(Collection entries)

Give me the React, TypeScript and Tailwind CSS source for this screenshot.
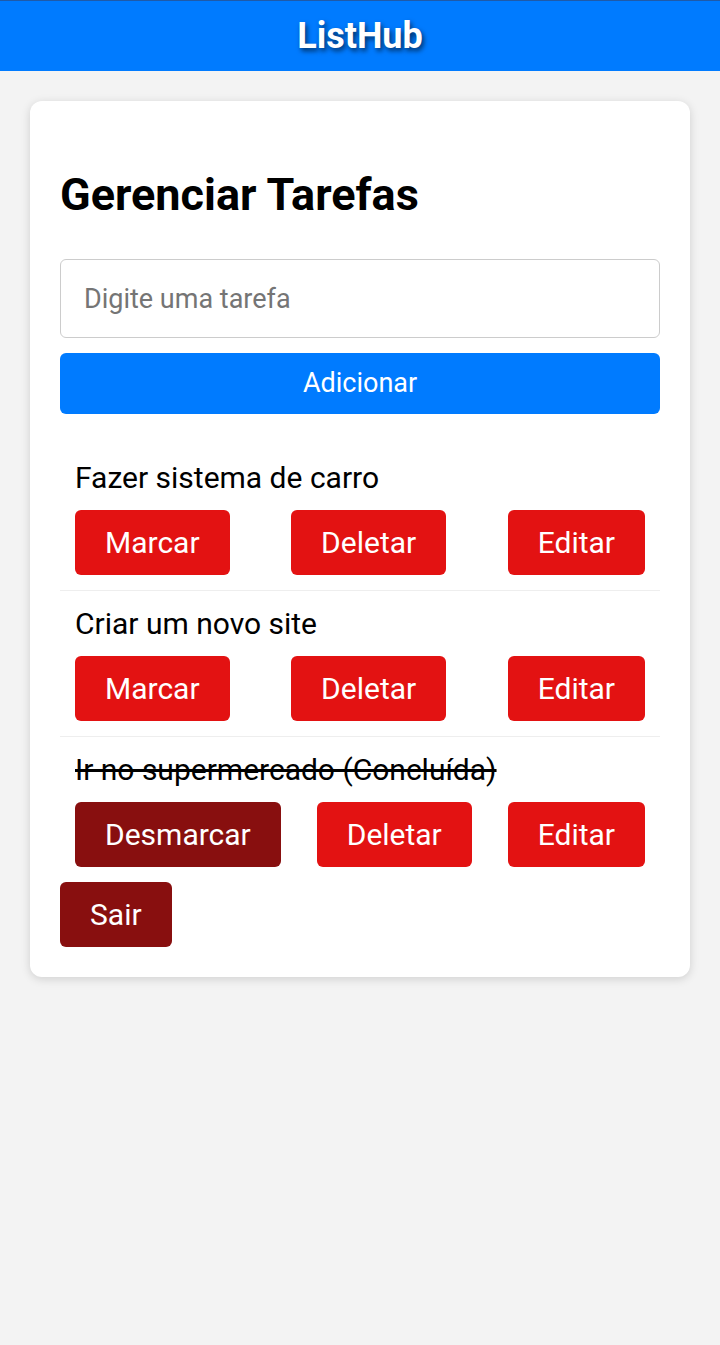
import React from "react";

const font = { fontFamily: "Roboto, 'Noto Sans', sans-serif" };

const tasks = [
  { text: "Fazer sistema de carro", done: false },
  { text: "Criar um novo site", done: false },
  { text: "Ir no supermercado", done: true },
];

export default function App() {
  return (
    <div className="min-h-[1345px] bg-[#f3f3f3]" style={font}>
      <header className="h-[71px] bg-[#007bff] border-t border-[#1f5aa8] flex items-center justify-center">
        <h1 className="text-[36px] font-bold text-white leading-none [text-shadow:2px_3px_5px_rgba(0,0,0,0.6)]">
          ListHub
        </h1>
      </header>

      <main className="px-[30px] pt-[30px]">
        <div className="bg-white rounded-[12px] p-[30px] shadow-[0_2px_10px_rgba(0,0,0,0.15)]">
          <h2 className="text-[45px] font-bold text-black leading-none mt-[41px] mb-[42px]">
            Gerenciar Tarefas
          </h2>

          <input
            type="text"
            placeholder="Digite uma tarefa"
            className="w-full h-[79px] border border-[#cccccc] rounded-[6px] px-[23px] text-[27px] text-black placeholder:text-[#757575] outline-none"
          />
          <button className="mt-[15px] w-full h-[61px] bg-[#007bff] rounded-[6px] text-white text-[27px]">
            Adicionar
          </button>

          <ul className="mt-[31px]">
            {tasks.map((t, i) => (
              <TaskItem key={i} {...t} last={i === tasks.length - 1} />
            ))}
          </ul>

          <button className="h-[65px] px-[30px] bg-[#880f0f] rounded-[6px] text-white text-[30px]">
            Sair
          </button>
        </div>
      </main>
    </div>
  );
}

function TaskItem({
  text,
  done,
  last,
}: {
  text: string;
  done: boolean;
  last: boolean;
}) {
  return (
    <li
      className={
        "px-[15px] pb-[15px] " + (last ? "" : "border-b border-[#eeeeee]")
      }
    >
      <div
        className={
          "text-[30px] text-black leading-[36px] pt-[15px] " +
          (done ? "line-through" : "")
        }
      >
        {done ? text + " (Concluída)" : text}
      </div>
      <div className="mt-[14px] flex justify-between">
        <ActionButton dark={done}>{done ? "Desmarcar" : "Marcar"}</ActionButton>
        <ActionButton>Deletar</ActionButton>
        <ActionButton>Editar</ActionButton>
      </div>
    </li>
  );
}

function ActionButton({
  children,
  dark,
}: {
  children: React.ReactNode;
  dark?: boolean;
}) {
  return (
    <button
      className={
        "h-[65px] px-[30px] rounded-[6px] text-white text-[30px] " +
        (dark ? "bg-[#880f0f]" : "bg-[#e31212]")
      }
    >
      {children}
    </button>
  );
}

* * *

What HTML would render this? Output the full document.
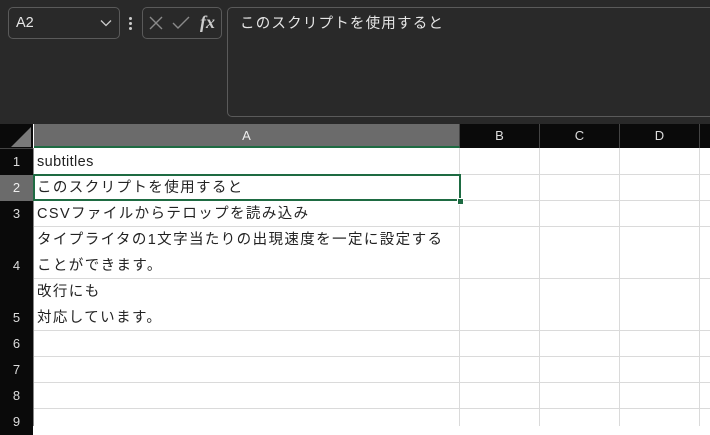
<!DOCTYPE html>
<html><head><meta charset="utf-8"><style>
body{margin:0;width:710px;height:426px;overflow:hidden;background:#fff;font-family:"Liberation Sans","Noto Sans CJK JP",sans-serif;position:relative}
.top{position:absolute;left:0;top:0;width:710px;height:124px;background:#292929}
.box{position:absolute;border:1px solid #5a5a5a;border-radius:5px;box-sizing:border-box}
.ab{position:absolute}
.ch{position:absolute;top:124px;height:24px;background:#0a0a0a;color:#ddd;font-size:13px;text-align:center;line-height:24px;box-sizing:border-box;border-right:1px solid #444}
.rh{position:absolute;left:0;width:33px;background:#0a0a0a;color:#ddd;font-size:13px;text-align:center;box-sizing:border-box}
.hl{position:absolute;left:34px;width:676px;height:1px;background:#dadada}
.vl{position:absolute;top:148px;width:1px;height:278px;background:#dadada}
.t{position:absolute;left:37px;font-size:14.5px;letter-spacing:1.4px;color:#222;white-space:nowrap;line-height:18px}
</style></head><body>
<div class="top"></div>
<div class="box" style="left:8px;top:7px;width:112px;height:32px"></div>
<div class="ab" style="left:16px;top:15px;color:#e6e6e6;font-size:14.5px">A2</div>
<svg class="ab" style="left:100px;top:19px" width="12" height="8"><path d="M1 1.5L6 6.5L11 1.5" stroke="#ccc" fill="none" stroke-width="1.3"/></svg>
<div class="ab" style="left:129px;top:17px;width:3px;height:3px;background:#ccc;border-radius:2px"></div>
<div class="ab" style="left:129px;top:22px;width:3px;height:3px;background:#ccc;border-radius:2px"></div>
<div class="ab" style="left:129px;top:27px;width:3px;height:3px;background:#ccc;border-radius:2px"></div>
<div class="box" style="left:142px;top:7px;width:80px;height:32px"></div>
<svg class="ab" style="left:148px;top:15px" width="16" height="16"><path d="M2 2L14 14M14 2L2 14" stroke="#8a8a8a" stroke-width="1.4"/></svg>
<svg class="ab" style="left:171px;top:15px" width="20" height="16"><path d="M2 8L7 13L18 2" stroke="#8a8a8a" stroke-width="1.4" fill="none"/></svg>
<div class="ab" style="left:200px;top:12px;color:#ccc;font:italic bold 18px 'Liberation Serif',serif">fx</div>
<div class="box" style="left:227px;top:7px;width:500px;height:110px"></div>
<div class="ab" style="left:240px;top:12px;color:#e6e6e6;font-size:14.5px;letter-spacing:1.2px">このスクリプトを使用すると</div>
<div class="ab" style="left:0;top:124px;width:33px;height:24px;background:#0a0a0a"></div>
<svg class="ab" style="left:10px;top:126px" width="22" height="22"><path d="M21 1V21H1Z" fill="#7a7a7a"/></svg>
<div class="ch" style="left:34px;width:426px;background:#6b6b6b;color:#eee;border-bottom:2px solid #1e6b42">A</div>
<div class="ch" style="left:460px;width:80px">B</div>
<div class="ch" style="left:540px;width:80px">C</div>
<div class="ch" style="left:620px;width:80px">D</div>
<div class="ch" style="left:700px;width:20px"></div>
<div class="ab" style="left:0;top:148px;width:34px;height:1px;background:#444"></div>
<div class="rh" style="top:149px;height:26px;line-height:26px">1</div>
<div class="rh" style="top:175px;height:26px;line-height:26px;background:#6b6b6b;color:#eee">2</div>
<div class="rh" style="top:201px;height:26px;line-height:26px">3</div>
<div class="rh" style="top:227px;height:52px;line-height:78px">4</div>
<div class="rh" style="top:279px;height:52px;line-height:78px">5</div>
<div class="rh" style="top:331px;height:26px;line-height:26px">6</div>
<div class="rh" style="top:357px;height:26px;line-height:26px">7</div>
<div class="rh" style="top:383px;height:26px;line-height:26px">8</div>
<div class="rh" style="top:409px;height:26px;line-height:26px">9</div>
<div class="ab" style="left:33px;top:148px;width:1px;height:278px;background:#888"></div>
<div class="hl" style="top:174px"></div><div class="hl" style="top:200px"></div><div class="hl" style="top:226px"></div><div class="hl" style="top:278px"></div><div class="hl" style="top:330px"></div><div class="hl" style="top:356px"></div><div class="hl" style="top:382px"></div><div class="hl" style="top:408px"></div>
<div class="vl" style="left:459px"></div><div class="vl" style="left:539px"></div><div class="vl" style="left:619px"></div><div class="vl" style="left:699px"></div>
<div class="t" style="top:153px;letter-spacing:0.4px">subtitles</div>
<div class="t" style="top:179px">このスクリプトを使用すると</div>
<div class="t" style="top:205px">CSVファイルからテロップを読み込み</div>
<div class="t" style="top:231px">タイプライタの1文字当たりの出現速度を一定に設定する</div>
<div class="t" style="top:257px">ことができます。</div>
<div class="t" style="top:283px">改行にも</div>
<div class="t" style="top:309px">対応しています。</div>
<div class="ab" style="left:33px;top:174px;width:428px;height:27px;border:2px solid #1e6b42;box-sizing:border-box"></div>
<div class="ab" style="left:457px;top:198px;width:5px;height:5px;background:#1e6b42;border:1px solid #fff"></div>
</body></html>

==

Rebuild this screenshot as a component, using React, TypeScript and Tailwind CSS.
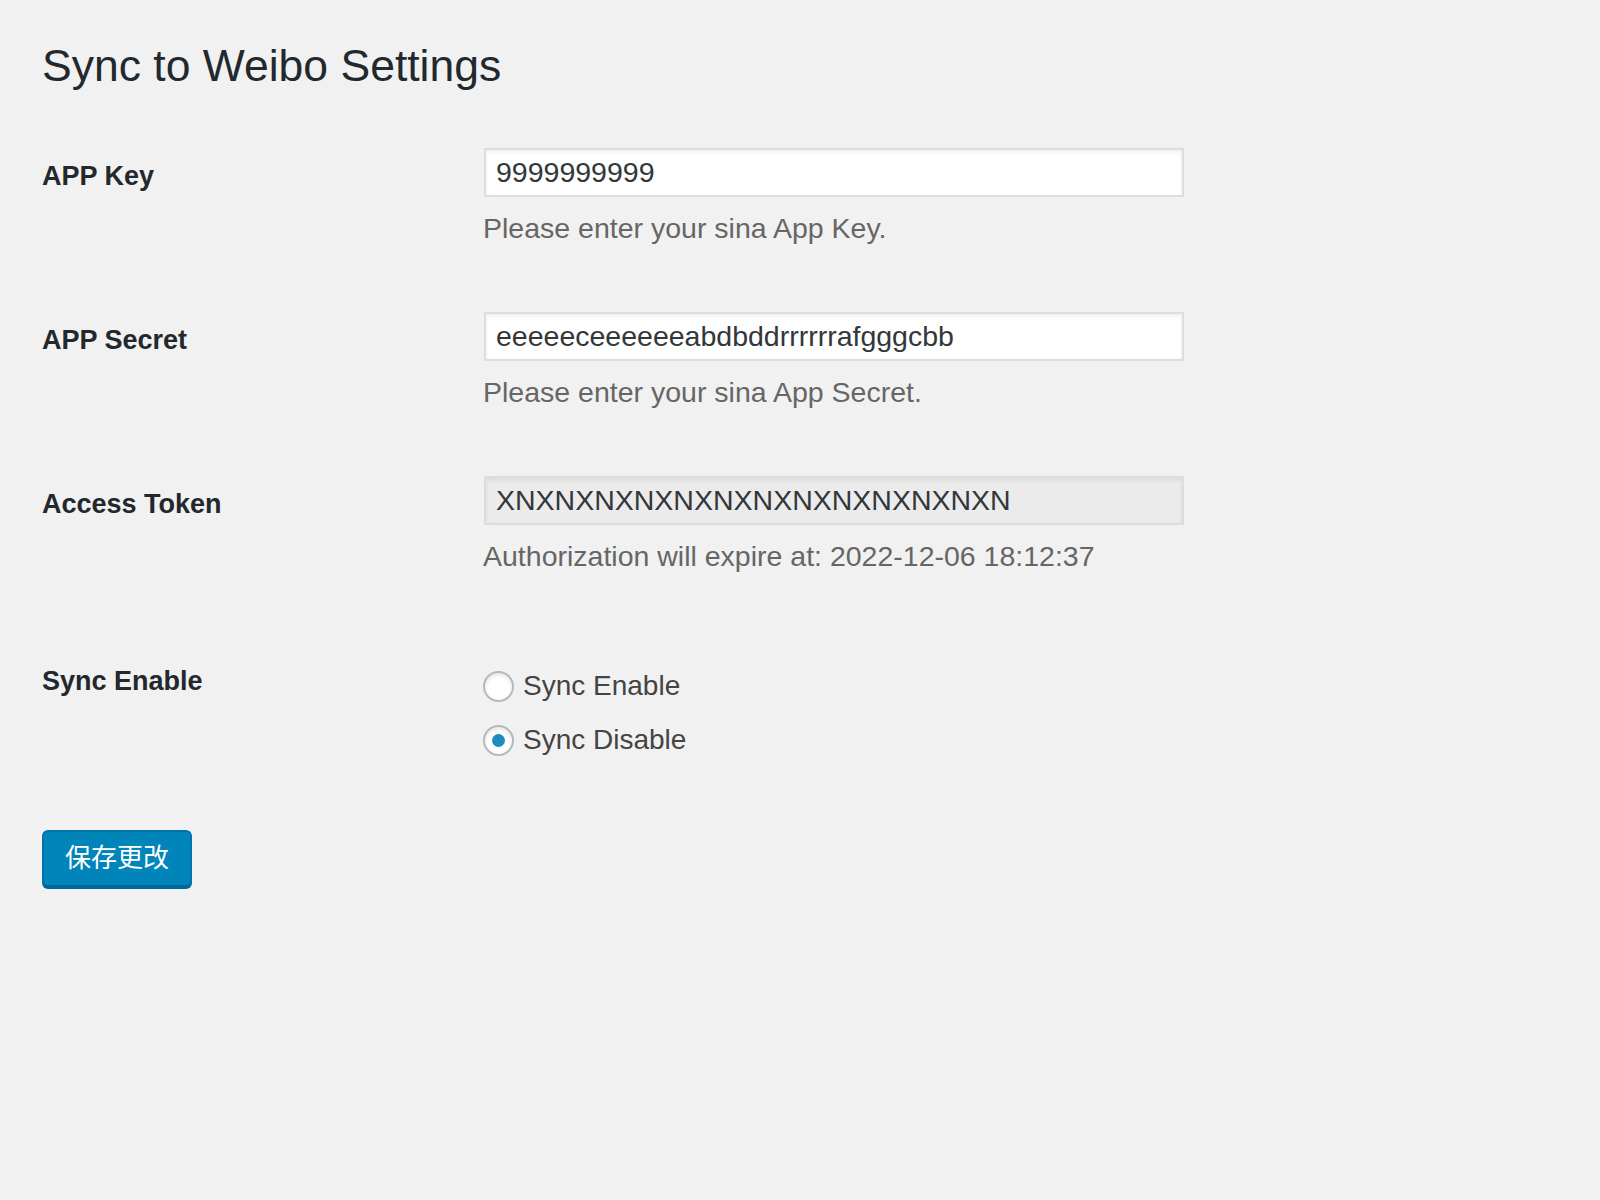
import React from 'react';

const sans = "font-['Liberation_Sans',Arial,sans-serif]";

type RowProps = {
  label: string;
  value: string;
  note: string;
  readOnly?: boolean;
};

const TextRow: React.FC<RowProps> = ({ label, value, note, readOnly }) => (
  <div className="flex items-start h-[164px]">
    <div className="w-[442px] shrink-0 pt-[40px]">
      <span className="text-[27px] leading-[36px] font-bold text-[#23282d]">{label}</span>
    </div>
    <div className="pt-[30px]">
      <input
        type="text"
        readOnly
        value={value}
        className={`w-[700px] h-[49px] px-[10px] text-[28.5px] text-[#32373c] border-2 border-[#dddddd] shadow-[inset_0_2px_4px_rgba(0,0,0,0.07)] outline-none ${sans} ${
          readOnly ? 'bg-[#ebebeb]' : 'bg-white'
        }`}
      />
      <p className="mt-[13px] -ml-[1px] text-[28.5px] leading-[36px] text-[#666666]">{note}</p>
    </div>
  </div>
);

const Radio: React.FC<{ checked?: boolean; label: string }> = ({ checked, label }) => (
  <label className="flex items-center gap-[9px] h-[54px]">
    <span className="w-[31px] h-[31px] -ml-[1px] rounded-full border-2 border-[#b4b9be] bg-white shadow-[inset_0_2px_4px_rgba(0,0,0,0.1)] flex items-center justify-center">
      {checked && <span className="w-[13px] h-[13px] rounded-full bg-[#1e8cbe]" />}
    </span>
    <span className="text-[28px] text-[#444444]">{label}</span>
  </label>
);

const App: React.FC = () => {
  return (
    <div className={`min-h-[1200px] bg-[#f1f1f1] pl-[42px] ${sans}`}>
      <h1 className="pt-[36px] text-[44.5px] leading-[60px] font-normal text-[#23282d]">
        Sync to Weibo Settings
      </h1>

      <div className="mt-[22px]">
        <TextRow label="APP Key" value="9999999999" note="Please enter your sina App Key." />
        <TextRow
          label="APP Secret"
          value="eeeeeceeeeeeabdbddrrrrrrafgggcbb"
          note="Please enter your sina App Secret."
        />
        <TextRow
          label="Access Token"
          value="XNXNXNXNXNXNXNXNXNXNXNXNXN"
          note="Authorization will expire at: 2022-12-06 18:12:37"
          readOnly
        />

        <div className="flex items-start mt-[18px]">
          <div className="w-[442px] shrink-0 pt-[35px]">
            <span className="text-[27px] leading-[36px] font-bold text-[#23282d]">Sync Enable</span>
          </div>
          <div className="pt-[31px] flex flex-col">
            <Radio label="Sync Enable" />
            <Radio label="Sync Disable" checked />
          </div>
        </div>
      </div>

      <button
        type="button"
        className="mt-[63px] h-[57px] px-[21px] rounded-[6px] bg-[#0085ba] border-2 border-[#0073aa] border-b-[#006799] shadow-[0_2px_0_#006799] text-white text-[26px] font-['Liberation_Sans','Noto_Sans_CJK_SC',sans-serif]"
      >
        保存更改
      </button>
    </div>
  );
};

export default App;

▶ **Task description**: Copy out every line of the listing that contains the string "this".

▶ **Response below**:
Give me the React, TypeScript and Tailwind CSS source for this screenshot.
What HTML would render this? Output the full document.
Rebuild this screenshot as a component, using React, TypeScript and Tailwind CSS.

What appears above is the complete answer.